Davacı, davalının da ortağı olduğu şirketteki hisselerini vekaletle dava dışı kişiye sattğını, ancak bedelini ödemediğini iddia ederek eldeki davayı açmış olup, dava, davalının vekalet görevini kötüye kullanması, özellikle de, vekilin özen ve sadakatle iş görme ve hesap verme yükümlülüğüne aykırı davranması hukuksal nedenine dayandırılarak açılmıştır. Gerçekten de vekil, vekaleti iyi bir surette ifa ile yükümlüdür. (T.B.K. md. 506/2) Eş söyleyişle, müvekkilin kendisine verdiği görevi özen ve sadakatle ifa etmek yükümlülüğü altındadır. Öte yandan, müvekkilin talebi üzerine, yapmış olduğu işin hesabını vermekle, her ne nam ile olursa olsun, almış olduğu şeyi müvekkile tediye etmekle yükümlüdür. (T.B.K.md. 508/1). Vekilin hesap verme yükümlülüğüne, üçüncü kişilerden aldığı değerler öncelikle dahildir.
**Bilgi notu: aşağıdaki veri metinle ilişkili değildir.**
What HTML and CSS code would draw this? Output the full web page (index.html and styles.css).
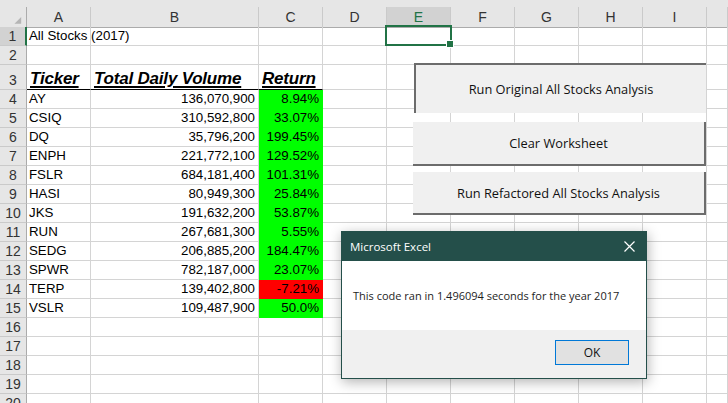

Belirtilen yükümlülüklere aykırı davranılması halinde vekilin, müvekkile karşı, onun bu yüzden uğradığı zararı tazmin yükümlülüğünün ortaya çıkacağı da çok açıktır.
Bu açıklamalar ışığında somut olaya bakıldığında, davacı ... Kardeşler Nakliyat Sanayi ve Ticaret Ltd. Şti.’de bulunan hisselerinin devir yetkisini de içerir davalıya 6.3.2008 tarihli vekaletname vermiş, bu vekaletname kapsamında davalı davacının şirkette bulunan 64.260 payını 31.7.2013 tarihinde satmıştır. Her ne kadar Bölge Adliye Mahkemesince, davacının şirkete ortak olduğu sırada bedel ödemediği, davacı tarafından hisse devrinin yapıldığı aynı anda verilen vekaletnamenin yazılı delil başlangıcı sayıldığı, tanık olarak dinlenen diğer ortağın beyanları dikkate alınarak, taraflar arasında bir inanç sözleşmesinin bulunduğu gerekçesiyle davanın reddine karar verilmiş ise de, dava vekaletin kötüye kullanılması hukuksal nedenine dayalıdır. Kaldı ki, eldeki dosyada yazılı delil başlangıcı niteliğinde bir belge olmadığı gibi inançlı işlem iddiası da ispatlanamamıştır. Olayda vekilin hesap verme yükümlülüğü bulunduğundan, davada ispat yükü vekil olan davalıda olup, davalının vekaleten sattığı hisse bedellerini davacıya ödediğini ispatlaması gerekir. Olayın niteliği gereği tanık da dinlenemez. Davalının, davacıya ait şirket hisselerini vekaletnameye istinaden dava dışı şahsa sattığına göre, davalının bedelini ödediğini yazılı delille ispatlaması gerekir. Dosya kapsamından bu hususa ilişkin bir belge sunulmadığı anlaşılmakla davanın kabulüne karar verilmesi gerekirken, aksine düşüncelerle tanık beyanı esas alınmak suretiyle davanın reddine karar verilmiş olması, usul ve yasaya aykırıdır. Açıklanan nedenlerle, davacının temyiz itirazlarının kabulü ile Bölge Adliye Mahkemesinin kararının bozulmasına karar vermek gerekmiştir.
SONUÇ: Yukarıda açıklanan nedenlerle temyiz olunan Bölge Adliye Mahkemesi kararının davacı yararına BOZULMASINA, 2.037,00 TL duruşma avukatlık parasının davalıdan alınarak davacıya ödenmesine, peşin alınan harcın istek halinde iadesine, dosyanın Bölge Adliye Mahkemesi’ne gönderilmesine, 18/12/2019 gününde oybirliğiyle karar verildi.